Source material.

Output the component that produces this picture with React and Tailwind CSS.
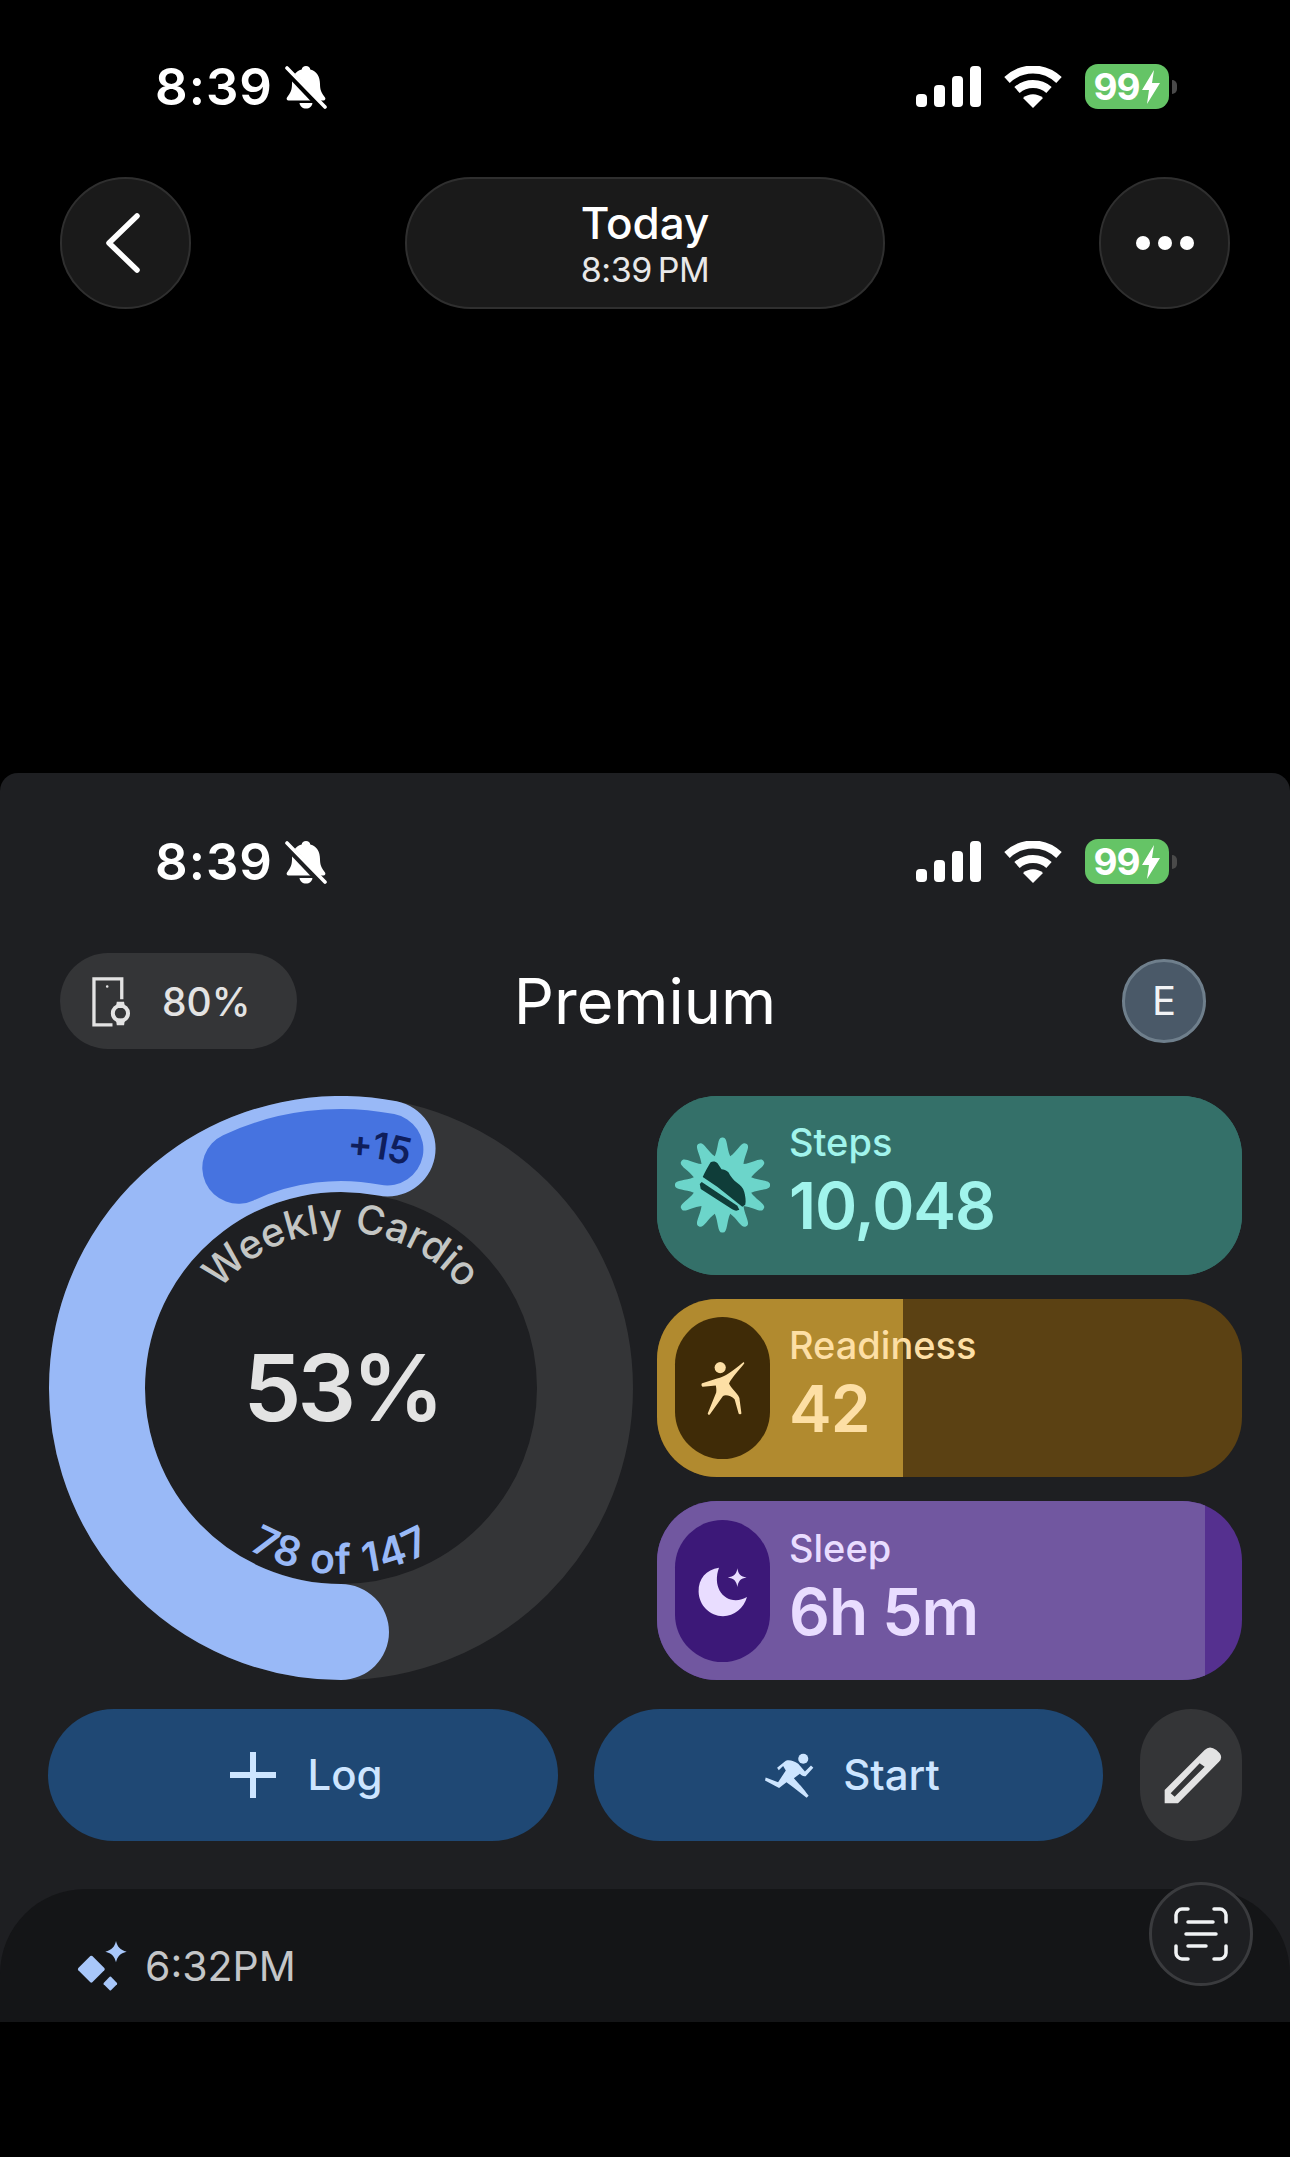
import React from 'react';

const polar = (r, deg) => {
  const a = ((deg - 90) * Math.PI) / 180;
  return `${(293 + r * Math.cos(a)).toFixed(2)} ${(292 + r * Math.sin(a)).toFixed(2)}`;
};

const arc = (r, from, to, sweep, large = 0) =>
  `M ${polar(r, from)} A ${r} ${r} 0 ${large} ${sweep} ${polar(r, to)}`;

function burstPath() {
  let d = '';
  const cx = 48;
  const cy = 48;
  for (let i = 0; i < 12; i++) {
    const a0 = ((i * 30 - 15 - 90) * Math.PI) / 180;
    const a1 = ((i * 30 - 90) * Math.PI) / 180;
    const a2 = ((i * 30 + 15 - 90) * Math.PI) / 180;
    const p = (r, a) => `${(cx + r * Math.cos(a)).toFixed(2)} ${(cy + r * Math.sin(a)).toFixed(2)}`;
    if (i === 0) d += `M ${p(30, a0)} `;
    d += `C ${p(38, a0 + 0.16)} ${p(49, a1 - 0.11)} ${p(48, a1)} `;
    d += `C ${p(49, a1 + 0.11)} ${p(38, a2 - 0.16)} ${p(30, a2)} `;
  }
  return d + 'Z';
}

function BellSlash({ bg }) {
  return (
    <svg viewBox="0 0 42 44" className="w-[42px] h-[44px]">
      <path
        d="M21 1c2.500 0 4 1.500 4.300 3.500C32 6 35 12 35 19c0 6 1.500 9 5 13.500 1 1.500 0 3-1.500 3h-35C2 35.500 1 34 2 32.500 5.500 28 7 25 7 19 7 12 10 6 16.700 4.500 17 2.500 18.500 1 21 1z"
        fill="#fff"
      />
      <path d="M14.500 38h13c-.5 3.500-3 5.500-6.500 5.500s-6-2-6.500-5.500z" fill="#fff" />
      <path d="M0 4l38 40" stroke={bg} strokeWidth="7" fill="none" />
      <path d="M2 3l38 39" stroke="#fff" strokeWidth="3.600" strokeLinecap="round" fill="none" />
    </svg>
  );
}

function StatusBar({ bg }) {
  return (
    <div className="flex items-center justify-between pl-[155px] pr-[113px] h-[45px]">
      <div className="flex items-center gap-[10px]">
        <span className="text-[51px] leading-none font-semibold tracking-[1px] text-white w-[120px]">8:39</span>
        <BellSlash bg={bg} />
      </div>
      <div className="flex items-center">
        <svg viewBox="0 0 65 41" className="w-[65px] h-[41px]" fill="#fff">
          <rect x="0" y="28" width="11" height="13" rx="4" />
          <rect x="18" y="19" width="11" height="22" rx="4" />
          <rect x="36" y="10" width="11" height="31" rx="4" />
          <rect x="54" y="0" width="11" height="41" rx="4" />
        </svg>
        <svg viewBox="0 0 58 42" className="w-[58px] h-[42px] ml-[23px]">
          <path d="M3 14C18 0 40 0 55 14" stroke="#fff" strokeWidth="8" fill="none" />
          <path d="M13 24c9-8 23-8 32 0" stroke="#fff" strokeWidth="8" fill="none" />
          <path d="M19 32c6-5 14-5 20 0l-10 10z" fill="#fff" />
        </svg>
        <div className="flex items-center justify-center gap-[1px] w-[84px] h-[45px] ml-[23px] rounded-[13px] bg-[#65c466]">
          <span className="text-[37px] leading-none font-bold text-white tracking-[-1px]">99</span>
          <svg viewBox="0 0 20 34" className="w-[20px] h-[34px]" fill="#fff">
            <path d="M13 0L1 20h7l-2 14L19 13h-8z" />
          </svg>
        </div>
        <div className="w-[5px] h-[14px] ml-[3px] rounded-r-full bg-[#4a4a4a]" />
      </div>
    </div>
  );
}

function CircleButton({ children }) {
  return (
    <button className="flex items-center justify-center w-[131px] h-[132px] rounded-full bg-[#1a1a1a] border-2 border-[#2f2f2f]">
      {children}
    </button>
  );
}

function WeeklyRing() {
  return (
    <svg viewBox="0 0 585 584" className="w-[585px] h-[584px] shrink-0">
      <defs>
        <path id="weeklyArc" d={arc(156, -70, 70, 1)} />
        <path id="goalArc" d={arc(186, 250, 110, 0)} />
        <path id="bonusArc" d={arc(232, -21, 39, 1)} />
      </defs>
      <circle cx="293" cy="292" r="244" fill="none" stroke="#343537" strokeWidth="96" />
      <path d={arc(244, 11, 180, 0, 1)} fill="none" stroke="#99b9f7" strokeWidth="96" strokeLinecap="round" />
      <path d={arc(243, 11, -25, 0)} fill="none" stroke="#4673e0" strokeWidth="72" strokeLinecap="round" />
      <text fontSize="37" fontWeight="600" fill="#0f1e5c" textAnchor="middle" letterSpacing="-1">
        <textPath href="#bonusArc" startOffset="50%">+15</textPath>
      </text>
      <text fontSize="40" fontWeight="500" fill="#c4c6c4" textAnchor="middle">
        <textPath href="#weeklyArc" startOffset="50%">Weekly Cardio</textPath>
      </text>
      <text fontSize="41" fontWeight="600" fill="#99b9f7" textAnchor="middle" letterSpacing="1.500">
        <textPath href="#goalArc" startOffset="50%">78 of 147</textPath>
      </text>
      <text x="294" y="325" fontSize="92" fontWeight="600" fill="#e3e3e3" textAnchor="middle" letterSpacing="-4">53%</text>
    </svg>
  );
}

function StepsIcon() {
  return (
    <svg viewBox="0 0 96 96" className="w-[96px] h-[96px]">
      <path d={burstPath()} fill="#6cd5ca" />
      <g fill="#0f3d39" transform="translate(-15 -27)">
        <path d="M51 52c2-1 5-1 7 1l4 6c2 0 5 1 7 3 2 4 5 8 9 11 3 2 6 5 7 9 1 4 2 9 1 13l-3 2L58 77l-15-10c2-5 5-10 8-15z" />
        <path d="M40 74l2-2 36 24 2 4-3 1c-2 0-3-1-5-2L41 79z" />
      </g>
    </svg>
  );
}

function ReadinessIcon() {
  return (
    <svg viewBox="150 710 120 140" className="w-[48px] h-[56px]" fill="#fddfa5">
      <circle cx="203" cy="729" r="14" />
      <path d="M158 768l37-12c20-3 40-20 65-40 2-1 4 1 3 3-14 18-30 34-38 50 5 12 20 22 26 36l5 38c0 3-6 4-7 1l-10-36c-8-8-22-12-29-8l-33 46c-2 2-6 0-5-3l21-52c1-6 0-12-1-17l-32 3c-4 0-5-8-2-9z" />
    </svg>
  );
}

function SleepIcon() {
  return (
    <svg viewBox="145 1225 130 130" className="w-[52px] h-[52px]" fill="#e9ddff">
      <path d="M200 1232c-32 4-52 28-51 60 1 34 28 61 61 61 28 0 52-20 60-48-8 5-18 8-28 8-36 0-58-38-42-81z" />
      <path d="M246 1233c2 14 8 21 23 23-15 2-21 9-23 24-2-15-9-22-24-24 15-2 22-9 24-23z" />
    </svg>
  );
}

function MetricCard({ base, fill, fillWidth, pill, text, label, value, icon }) {
  return (
    <div className="relative flex items-center flex-1 pl-[18px] rounded-[60px] overflow-hidden" style={{ backgroundColor: base, color: text }}>
      <div className="absolute inset-y-0 left-0" style={{ width: fillWidth, backgroundColor: fill }} />
      <div className="relative flex items-center justify-center w-[95px] h-[142px] rounded-[48px] shrink-0" style={{ backgroundColor: pill }}>
        {icon}
      </div>
      <div className="relative flex flex-col ml-[19px] pb-[14px]">
        <span className="text-[38px] leading-[56px] font-medium">{label}</span>
        <span className="text-[64px] leading-[72px] font-semibold tracking-[-1px]">{value}</span>
      </div>
    </div>
  );
}

export default function App() {
  return (
    <div className="w-[1290px] h-[2157px] bg-black overflow-hidden font-['Inter']">
      {/* Top capture */}
      <div className="h-[773px] pt-[64px]">
        <StatusBar bg="#000" />
        <div className="flex items-center justify-between px-[60px] mt-[68px]">
          <CircleButton>
            <svg viewBox="0 0 40 62" className="w-[40px] h-[62px] mr-[6px]" fill="none" stroke="#fff" strokeWidth="5.500" strokeLinecap="round" strokeLinejoin="round">
              <path d="M34 4L6 31l28 27" />
            </svg>
          </CircleButton>
          <div className="flex flex-col items-center justify-center w-[480px] h-[132px] pt-[2px] rounded-full bg-[#1a1a1a] border-2 border-[#2f2f2f] text-white">
            <span className="text-[44px] leading-[52px] font-medium">Today</span>
            <span className="text-[34px] leading-[42px] tracking-[-0.5px] [word-spacing:-3px] text-[#e8e8e8]">8:39 PM</span>
          </div>
          <CircleButton>
            <div className="flex gap-[8px]">
              <div className="w-[14px] h-[14px] rounded-full bg-white" />
              <div className="w-[14px] h-[14px] rounded-full bg-white" />
              <div className="w-[14px] h-[14px] rounded-full bg-white" />
            </div>
          </CircleButton>
        </div>
      </div>

      {/* App panel */}
      <div className="h-[1249px] rounded-t-[18px] bg-[#1e1f22] overflow-hidden pt-[66px]">
        <StatusBar bg="#1e1f22" />

        <div className="grid grid-cols-[1fr_auto_1fr] items-center px-[60px] mt-[69px] h-[96px]">
          <div className="flex items-center w-[237px] h-[96px] pl-[30px] gap-[29px] rounded-full bg-[#343537]">
            <svg viewBox="30 10 130 165" className="w-[43px] h-[55px]" fill="none" stroke="#e3e3e3" strokeWidth="10">
              <path d="M98 163H42V24h84v62" />
              <circle cx="82" cy="47" r="2" fill="#e3e3e3" strokeWidth="4" />
              <circle cx="122" cy="128" r="23" strokeWidth="12" />
              <path d="M108 112l3-19h22l3 19zM108 144l3 20h22l3-20z" fill="#e3e3e3" stroke="none" />
            </svg>
            <span className="text-[39px] leading-none font-medium text-[#e3e3e3]">80%</span>
          </div>
          <span className="text-[63px] leading-none text-white">Premium</span>
          <div className="flex justify-end pr-[24px]">
            <div className="flex items-center justify-center w-[84px] h-[84px] rounded-full bg-[#4a5968] border-[3px] border-[#6f7f8c] text-[40px] text-[#f1f3f5]">
              E
            </div>
          </div>
        </div>

        <div className="flex justify-between px-[48px] mt-[47px]">
          <WeeklyRing />
          <div className="flex flex-col gap-[24px] w-[585px] h-[584px]">
            <MetricCard base="#347069" fill="#347069" fillWidth="100%" pill="transparent" text="#a1f4ec" label="Steps" value="10,048" icon={<StepsIcon />} />
            <MetricCard base="#5b4113" fill="#b18a2f" fillWidth="246px" pill="#3f2b07" text="#fddfa5" label="Readiness" value="42" icon={<ReadinessIcon />} />
            <MetricCard base="#55308f" fill="#7157a0" fillWidth="548px" pill="#3c1878" text="#e9ddff" label="Sleep" value="6h 5m" icon={<SleepIcon />} />
          </div>
        </div>

        <div className="flex gap-[36px] px-[48px] mt-[29px]">
          <button className="flex items-center justify-center gap-[31px] w-[510px] h-[132px] pl-[7px] rounded-full bg-[#1f4874] text-[#cde5ff]">
            <svg viewBox="0 0 46 46" className="w-[46px] h-[46px]" fill="none" stroke="currentColor" strokeWidth="6">
              <path d="M23 0v46M0 23h46" />
            </svg>
            <span className="text-[42px] leading-none font-medium">Log</span>
          </button>
          <button className="flex items-center justify-center gap-[28px] w-[509px] h-[132px] pl-[6px] rounded-full bg-[#1f4874] text-[#cde5ff]">
            <svg viewBox="40 50 155 140" className="w-[52px] h-[47px]" fill="currentColor">
              <circle cx="160" cy="70" r="15" />
              <path d="M82 97l26-21c12-4 24 1 37 9l20 23 18-18 7 7-23 25c-7 2-12-2-17-7l-18 13 18 20c5 4 26 32 26 32l-6 6-40-31-20-15-22 17-42-22 2-9 37 14 23-35-8-13-13 12z" />
            </svg>
            <span className="text-[42px] leading-none font-medium">Start</span>
          </button>
          <button className="flex items-center justify-center w-[102px] h-[132px] ml-[1px] pl-[4px] rounded-full bg-[#343537]">
            <svg viewBox="35 30 180 180" className="w-[60px] h-[60px]" fill="#e3e3e3" fillRule="evenodd">
              <path d="M160 45q15-15 35 0l10 10q10 13-2 25L80 205H40v-40zM145 85l15 10-90 90-12-10z" />
            </svg>
          </button>
        </div>

        <div className="relative h-[133px] mt-[48px] pl-[77px] pt-[52px] rounded-t-[85px] bg-[#141517]">
          <div className="flex items-center gap-[18px]">
            <svg viewBox="20 20 150 150" className="w-[50px] h-[50px]" fill="#a8c7fa">
              <path d="M60 65q3-2 6 0l36 36q3 4 0 7l-36 36q-3 2-6 0l-36-36q-3-3 0-7z" />
              <path d="M137 20c4 17 12 27 32 32-20 5-28 15-32 32-4-17-12-27-32-32 20-5 28-15 32-32z" />
              <path d="M118 127q2-1 4 0l18 19q1 2 0 4l-18 18q-2 1-4 0l-18-18q-1-2 0-4z" />
            </svg>
            <span className="text-[41px] leading-none text-[#c4c6c8]">6:32PM</span>
          </div>
          <div className="absolute right-[37px] top-[-7px] flex items-center justify-center w-[104px] h-[104px] rounded-full bg-[#1e1f22] border-[3px] border-[#3a3b3e]">
            <svg viewBox="0 0 54 54" className="w-[54px] h-[54px]" fill="none" stroke="#f1f3f5" strokeWidth="3.500" strokeLinecap="round">
              <path d="M2 15V8c0-3 3-6 6-6h6M40 2h6c3 0 6 3 6 6v7M52 39v7c0 3-3 6-6 6h-6M14 52H8c-3 0-6-3-6-6v-7" />
              <path d="M14 15h25M12 27h30M14 39h18" />
            </svg>
          </div>
        </div>
      </div>
    </div>
  );
}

Aim. Without the pictures, please reproduce each line of the listing above exactly, from the first one through the line bearing "import React from 'react';".

Full response.
Output the component that produces this picture with React and Tailwind CSS.
import React from 'react';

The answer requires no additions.